I think for most games there is a kind of trade off in terms of processing time to evaluate moves, versus the value you get from thinking that far ahead. I found with the tests on Deckchairs there’s almost no point in looking further ahead than the end of the current round. There’s potentially some benefits to be had by positioning yourself for the next round, but it’s much more important to maximise value from the current round. When I had the AI looking a lot further ahead, it didn’t gain that much benefit from looking further ahead. It was pretty useless when it didn’t look ahead at all, but the biggest benefit came from when I let it look ahead to the end of the current round.

That actually lines up with some tactical advice that I give to people: that sometimes in the game you get to the last move in the round and you can’t improve your position or hurt anyone else. But what you might be able to do is look ahead at what’s coming up the next round and get one of your deckchairs so it’s already in a good position for the next round.

And that’s what I saw the AI doing, that most of the time it would not look beyond this round but occasionally it would take advantage of a position like that.

Thinking ahead to our next game, Sandcastle Scramble – one of the complications there is that you’ve got a hand of cards so (a) you’ve got hidden information in terms of what people have in their hands, and (b) you don’t know what’s in the deck. So I guess if you’ve got 50 cards in the deck, you’ve got 50 possibilities minus the cards that are out. So it’s just a bigger number for the AI to handle isn’t it?

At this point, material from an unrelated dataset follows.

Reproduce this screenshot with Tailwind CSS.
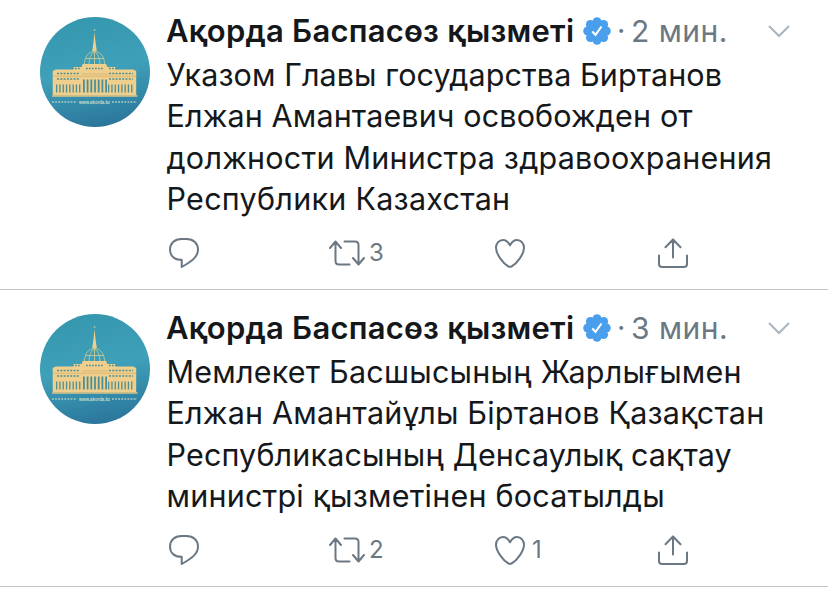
<!DOCTYPE html>
<html lang="kk">
<head>
<meta charset="utf-8">
<title>Ақорда Баспасөз қызметі</title>
<script src="https://cdn.jsdelivr.net/npm/@tailwindcss/browser@4"></script>
</head>
<body class="bg-white text-[#15181b] font-['Inter','Liberation_Sans',sans-serif] w-[828px] h-[595px] overflow-hidden">
<svg class="absolute size-0">
  <defs>
    <linearGradient id="sky" x1="0.3" y1="0" x2="0.5" y2="1"><stop offset="0" stop-color="#3597ae"/><stop offset=".5" stop-color="#3fa0b9"/><stop offset="1" stop-color="#2b779c"/></linearGradient>
    <symbol id="avatar" viewBox="0 0 110 110">
      <circle cx="55" cy="55" r="55" fill="url(#sky)"/>
      <g fill="#f0cf8c">
        <path d="M54.500 15l.7 7 .6 5 1 7h-4.600l1-7 .6-5z"/>
        <path d="M12.700 54l3-1.500h17l1-2.500h8l1-3h23.500l1 3h8l1 2.500h17l3 1.500v24.500H12.700z"/>
      </g>
      <circle cx="54.500" cy="13" r="1" fill="#a9bd92"/>
      <path d="M44.500 47c0-7 4-12.500 10-12.500s10 5.500 10 12.500M49 47c0-6 2-10 5.500-12.500C58 37 60 41 60 47M54.500 34v13M46 41.500h17" fill="none" stroke="#b9c499" stroke-width="1"/>
      <g fill="none" stroke="#4f8f93">
        <path d="M17 56.500h23M69 56.500h24M17 62h23M69 62h24" stroke-width="1.500" stroke-dasharray="2 1.300"/>
        <path d="M16 71.500h25M68 71.500h26" stroke-width="8" stroke-dasharray="1.300 2"/>
        <path d="M43 69h24" stroke-width="13" stroke-dasharray="1.800 1.900"/>
        <path d="M32 51.500h9M46 51.500h18M69 51.500h9" stroke-width="1.300" stroke-dasharray="1.700 1.300"/>
        <path d="M13 59.300h84M42 57h26" stroke-width=".6" stroke="#c9a866"/>
      </g>
      <path d="M12 79h85.500" stroke="#ddc486" stroke-width="1.500"/>
      <path d="M12 85h25M72 85h25" stroke="#8dbcc0" stroke-width="2" stroke-dasharray="1.800 1.300"/>
      <text x="39" y="86.800" font-size="4.500" font-weight="700" textLength="31" lengthAdjust="spacingAndGlyphs" font-family="Liberation Sans" fill="#c3dccb">www.akorda.kz</text>
    </symbol>
    <symbol id="badge" viewBox="0 0 28 28">
      <g fill="#4a9fec"><circle cx="14" cy="14" r="10.500"/><circle cx="14" cy="4.700" r="4.500"/><circle cx="20.600" cy="7.400" r="4.500"/><circle cx="23.300" cy="14" r="4.500"/><circle cx="20.600" cy="20.600" r="4.500"/><circle cx="14" cy="23.300" r="4.500"/><circle cx="7.400" cy="20.600" r="4.500"/><circle cx="4.700" cy="14" r="4.500"/><circle cx="7.400" cy="7.400" r="4.500"/></g>
      <path d="M9.300 14.500l3.200 3.300 6-8.300" fill="none" stroke="#fff" stroke-width="2.100"/>
    </symbol>
    <symbol id="chevron" viewBox="0 0 24 14"><path d="M2 2l10 10L22 2" fill="none" stroke="#aab5be" stroke-width="2"/></symbol>
    <symbol id="reply" viewBox="0 0 32 32"><path d="M13.500 2h5C25.500 2 30 6.500 30 12.500c0 7-5.500 11.500-16.300 17.500v-7.200C6 22.800 2 18.500 2 12.500S6.500 2 13.500 2z" fill="none" stroke="#6b7883" stroke-width="2" stroke-linejoin="round"/></symbol>
    <symbol id="retweet" viewBox="0 0 38 28"><path d="M2 9l5.500-6.500L13 9M7.500 3v19q0 3.500 3.500 3.500h10.500M36 19l-5.500 6.500L25 19M30.500 25V6q0-3.500-3.500-3.500H16.500" fill="none" stroke="#6b7883" stroke-width="2" stroke-linecap="round" stroke-linejoin="round"/></symbol>
    <symbol id="heart" viewBox="0 0 32 32"><path d="M16 8.300C14 4.500 11.700 3 9 3 4.800 3 2 6.500 2 10.800 2 17 9 26.500 14.500 29.500q1.500.700 3 0C23 26.500 30 17 30 10.800 30 6.500 27.200 3 23 3c-2.700 0-5 1.500-7 5.300z" fill="none" stroke="#6b7883" stroke-width="2" stroke-linejoin="round"/></symbol>
    <symbol id="share" viewBox="0 0 32 32"><path d="M2 18.500V27q0 3 3 3h22q3 0 3-3v-8.500M16 20.500V2.500M8.500 10.300L16 2.500l7.500 7.800" fill="none" stroke="#6b7883" stroke-width="2" stroke-linecap="round" stroke-linejoin="round"/></symbol>
  </defs>
</svg>
<main>
  <article class="flex h-[290px] border-b border-[#c3c7ca] pt-[17px] pl-10">
    <svg class="size-[110px] shrink-0"><use href="#avatar"/></svg>
    <div class="ml-4 flex w-[625px] flex-col">
      <header class="flex h-7 items-center whitespace-nowrap">
        <h2 class="w-[409px] text-[31px] font-semibold tracking-[0.230px]">Ақорда Баспасөз қызметі</h2>
        <svg class="ml-2 size-7 shrink-0"><use href="#badge"/></svg>
        <span class="ml-[6px] w-[9px] text-[29px] text-[#6b7883]">·</span>
        <time class="ml-[5px] text-[30px] tracking-[0.500px] text-[#6b7883]">2 мин.</time>
        <svg class="ml-auto h-[14px] w-6"><use href="#chevron"/></svg>
      </header>
      <p class="mt-[9px] flex flex-col items-start whitespace-nowrap pl-[0.500px] text-[30.500px] leading-[41.400px]">
        <span class="tracking-[0.090px]">Указом Главы государства Биртанов</span>
        <span class="tracking-[0.130px]">Елжан Амантаевич освобожден от</span>
        <span class="tracking-[0.220px]">должности Министра здравоохранения</span>
        <span class="tracking-[0.270px]">Республики Казахстан</span>
      </p>
      <footer class="mt-[15px] ml-[2px] grid h-8 grid-cols-[160px_165px_163px_40px] items-center text-[24px] text-[#6b7883]">
        <div><svg class="size-8"><use href="#reply"/></svg></div>
        <div class="flex items-center gap-[3px]"><svg class="h-7 w-[38px]"><use href="#retweet"/></svg><span>3</span></div>
        <div><svg class="ml-[1px] size-8"><use href="#heart"/></svg></div>
        <div><svg class="ml-px size-8"><use href="#share"/></svg></div>
      </footer>
    </div>
  </article>
  <article class="flex h-[297px] border-b border-[#c3c7ca] pt-6 pl-10">
    <svg class="size-[110px] shrink-0"><use href="#avatar"/></svg>
    <div class="ml-4 flex w-[625px] flex-col">
      <header class="flex h-7 items-center whitespace-nowrap">
        <h2 class="w-[409px] text-[31px] font-semibold tracking-[0.230px]">Ақорда Баспасөз қызметі</h2>
        <svg class="ml-2 size-7 shrink-0"><use href="#badge"/></svg>
        <span class="ml-[6px] w-[9px] text-[29px] text-[#6b7883]">·</span>
        <time class="ml-[5px] text-[30px] tracking-[0.500px] text-[#6b7883]">3 мин.</time>
        <svg class="ml-auto h-[14px] w-6"><use href="#chevron"/></svg>
      </header>
      <p class="mt-[9px] flex flex-col items-start whitespace-nowrap pl-[0.500px] text-[30.500px] leading-[41.400px]">
        <span class="tracking-[0.220px]">Мемлекет Басшысының Жарлығымен</span>
        <span class="tracking-[0.210px]">Елжан Амантайұлы Біртанов Қазақстан</span>
        <span class="tracking-[0.150px]">Республикасының Денсаулық сақтау</span>
        <span class="tracking-[0.210px]">министрі қызметінен босатылды</span>
      </p>
      <footer class="mt-[15px] ml-[2px] grid h-8 grid-cols-[160px_165px_163px_40px] items-center text-[24px] text-[#6b7883]">
        <div><svg class="size-8"><use href="#reply"/></svg></div>
        <div class="flex items-center gap-[3px]"><svg class="h-7 w-[38px]"><use href="#retweet"/></svg><span>2</span></div>
        <div class="flex items-center gap-[6px]"><svg class="ml-[1px] size-8"><use href="#heart"/></svg><span>1</span></div>
        <div><svg class="ml-px size-8"><use href="#share"/></svg></div>
      </footer>
    </div>
  </article>
</main>
</body>
</html>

Yes, the branching factor will be bigger which makes it more difficult, but you can also use “heuristics” that can be used by instead of letting the AI work it out for itself, you actually tell it that there are certain kinds of moves that are just not sensible at all, so it shouldn’t even bother considering them.

You could attack your own sandcastle, I think, by the rules of the game.

So rather than having the AI evaluate what happens if it attacks positions on its own castle and goes off down all those branches that definitely won’t bear any fruit, you can just give the AI a heuristic that says “don’t consider these moves” even though they are legal moves, and lets you focus on the moves that are all worthwhile.

One of the balancing jobs we’ll need to do on that is to make sure all the weapons are balanced properly. So how would you apply an AI to look at that?

You could set it up. When you are testing you can set up the game so it is rigged essentially, so one player always gets one weapon and another player gets another weapon and they play them against each other to see if weapon A always wins against weapon B.

Now we get to talk about all the different types of ‘pair-wise matching ranked’ methodology. This means you get every weapon to play off against every other weapon and you see which is the best by which gets most wins.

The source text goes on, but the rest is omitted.